Abstract
This paper is premised on the idea that the metaphors patients use in their efforts to articulate ‘good care’ can deepen our understanding of the limitations of particular patient–professional relations and help us imagine and justify new ones. Its intent is to extend critical scholarship about patient involvement, and professional disengagement, in contemporary healthcare contexts. The paper draws from a study that highlighted the range of ways women with cancer responded to the call to ‘take charge’ of treatment decision making and care co-ordination. The metaphors that are the focus of the paper—‘voting’ and ‘walking me there’—emerged from a patient's felt discomfort with specific care interactions.

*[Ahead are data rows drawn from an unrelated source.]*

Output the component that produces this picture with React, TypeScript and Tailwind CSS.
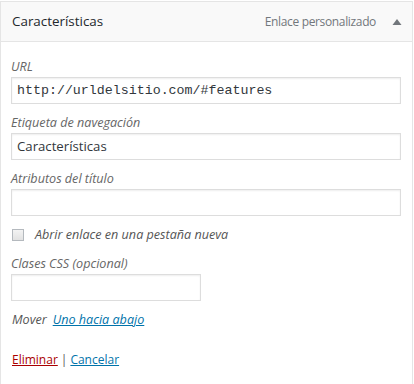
import React from "react";

const font = { fontFamily: '"Open Sans", "Noto Sans", sans-serif' };

function Field({ label, value, mono, narrow }: { label: string; value?: string; mono?: boolean; narrow?: boolean }) {
  return (
    <div className="flex flex-col">
      <div className="h-[19px] leading-[19px] text-[12.6px] italic text-[#666]">{label}</div>
      <div
        className={`mt-px h-[27px] border border-[#ddd] bg-white shadow-[inset_0_1px_2px_rgba(0,0,0,0.07)] flex items-center px-[5px] text-[#32373c] ${
          narrow ? "w-[190px]" : "w-[390px]"
        }`}
      >
        {value && (
          <span
            className={mono ? "text-[13.3px] leading-none" : "text-[13.2px] leading-none"}
            style={mono ? { fontFamily: '"Liberation Mono", "DejaVu Sans Mono", monospace' } : undefined}
          >
            {value}
          </span>
        )}
      </div>
    </div>
  );
}

export default function App() {
  return (
    <div className="w-[414px] h-[384px] bg-white pt-px" style={font}>
      <div className="w-[413px] border border-[#e5e5e5] bg-white">
        <div className="h-[40px] bg-[#f9f9f9] border-b border-[#e5e5e5] flex items-center pl-[11px] pr-[10px]">
          <div className="text-[13.4px] text-[#23282d] flex-1">Características</div>
          <div className="text-[12px] tracking-[-0.35px] text-[#72777c]">Enlace personalizado</div>
          <svg width="10" height="8" viewBox="0 0 10 8" className="ml-[16px]">
            <polygon points="5,1 9.5,7 0.5,7" fill="#72777c" />
          </svg>
        </div>
        <div className="pl-[10px] pt-[15px] pb-[15px]">
          <Field label="URL" value="http://urldelsitio.com/#features" mono />
          <div className="mt-[9px]">
            <Field label="Etiqueta de navegación" value="Características" />
          </div>
          <div className="mt-[9px]">
            <Field label="Atributos del título" />
          </div>
          <label className="mt-[9px] h-[20px] flex items-center">
            <span className="ml-px w-[12px] h-[12px] border border-[#b4b9be] bg-gradient-to-b from-[#f3f3f3] to-[#e2e2e2] inline-block" />
            <span className="ml-[11px] text-[12.6px] italic text-[#555]">Abrir enlace en una pestaña nueva</span>
          </label>
          <div className="mt-[9px]">
            <Field label="Clases CSS (opcional)" narrow />
          </div>
          <div className="mt-[9px] h-[19px] leading-[19px] text-[12.6px] italic text-[#555] flex">
            <span className="ml-px">Mover</span>
            <a className="ml-[6px] text-[#0073aa] underline">Uno hacia abajo</a>
          </div>
          <div className="mt-[21px] h-[19px] leading-[19px] text-[12px] text-[#555] flex">
            <a className="ml-px text-[#a00] underline">Eliminar</a>
            <span className="mx-[3px]">|</span>
            <a className="text-[#0073aa] underline">Cancelar</a>
          </div>
        </div>
      </div>
    </div>
  );
}
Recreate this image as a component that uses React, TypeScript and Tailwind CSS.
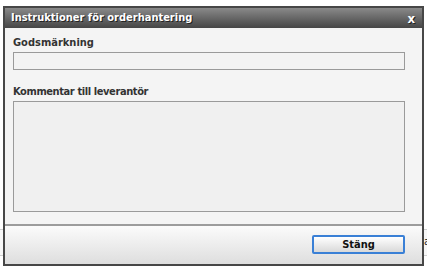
export default function App() {
  const font = { fontFamily: '"DejaVu Sans Condensed", "DejaVu Sans", Verdana, sans-serif' }
  return (
    <div className="relative h-[268px] w-[427px] overflow-hidden bg-white" style={font}>
      {/* page underneath the dialog */}
      <div className="absolute left-0 right-0 top-[229px] h-[27px] border-t border-b border-[#cfcfcf] bg-[#f7f7f7]">
        <span className="absolute left-[424px] top-[6px] text-[11px] leading-none text-[#222]">a</span>
      </div>

      <div className="absolute left-[3px] top-[6px] flex h-[260px] w-[421px] flex-col border-2 border-[#474747] bg-[#f4f4f4]">
        <div className="flex h-[20px] shrink-0 items-center justify-between bg-gradient-to-b from-[#8a8a8a] to-[#464646] pl-[6px] pr-[7px]">
          <span className="text-[11px] font-bold text-white [text-shadow:1px_1px_0_#222]">
            Instruktioner för orderhantering
          </span>
          <span className="text-[13px] font-bold leading-none text-white [text-shadow:1px_1px_0_#222]">x</span>
        </div>

        <div className="flex flex-1 flex-col px-[8px]">
          <div className="mt-[8px] text-[11px] font-bold leading-[14px] text-[#333]">Godsmärkning</div>
          <div className="mt-[2px] h-[18px] w-[392px] border border-[#9a9a9a] bg-[#f3f3f3]" />
          <div className="mt-[15px] text-[11px] font-bold leading-[14px] tracking-[-0.4px] text-[#333]">Kommentar till leverantör</div>
          <div className="mt-[2px] h-[111px] w-[392px] border border-[#9a9a9a] bg-[#f0f0f0]" />
        </div>

        <div className="flex h-[40px] shrink-0 items-start justify-end border-t-2 border-[#9c9c9c] bg-gradient-to-b from-[#fbfbfb] to-[#dedede] pr-[17px] pt-[9px]">
          <button className="h-[19px] w-[93px] rounded-[2px] border-2 border-[#3a80d6] bg-gradient-to-b from-[#ffffff] to-[#d9d9d9] text-[11px] font-bold leading-none text-[#111]">
            Stäng
          </button>
        </div>
      </div>
    </div>
  )
}
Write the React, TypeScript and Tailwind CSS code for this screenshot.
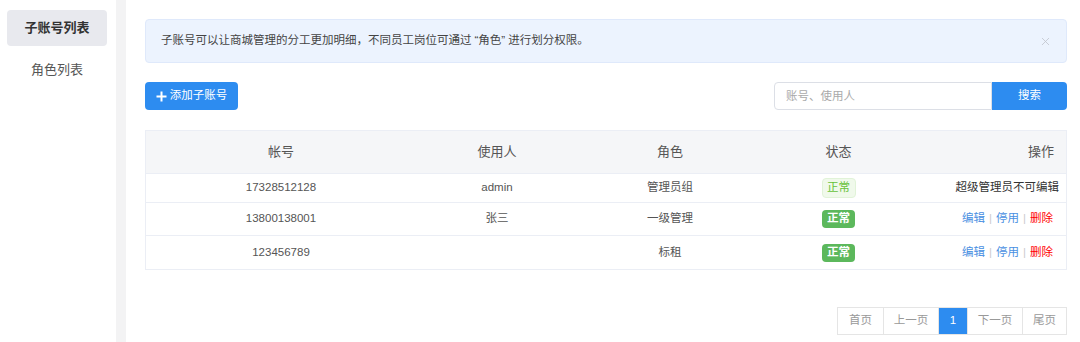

I show how these metaphors can be used to raise critical questions about the discourses of patient autonomy and choice that dominate Western cancer care contexts; sharpen our attention to practices of care that are obscured by prevailing discourses; and suggest alternative value frameworks for the knowledge, identities and practices enacted between health professionals and patients.
Acknowledgements
With deep appreciation to the women who have spoken about their experiences of cancer care, and to the healthcare professionals participating in this study. I'am grateful to Pamela Hudak, Lisa Schwartz, Lisa Watt and two anonymous reviewers for thoughtful and useful comments on this paper. The Canadian Institutes of Health Research funds the study, Negotiating Equity: Toward the elimination of disparities in cancer care [grant number 167190] and provides the salary award that enabled this research.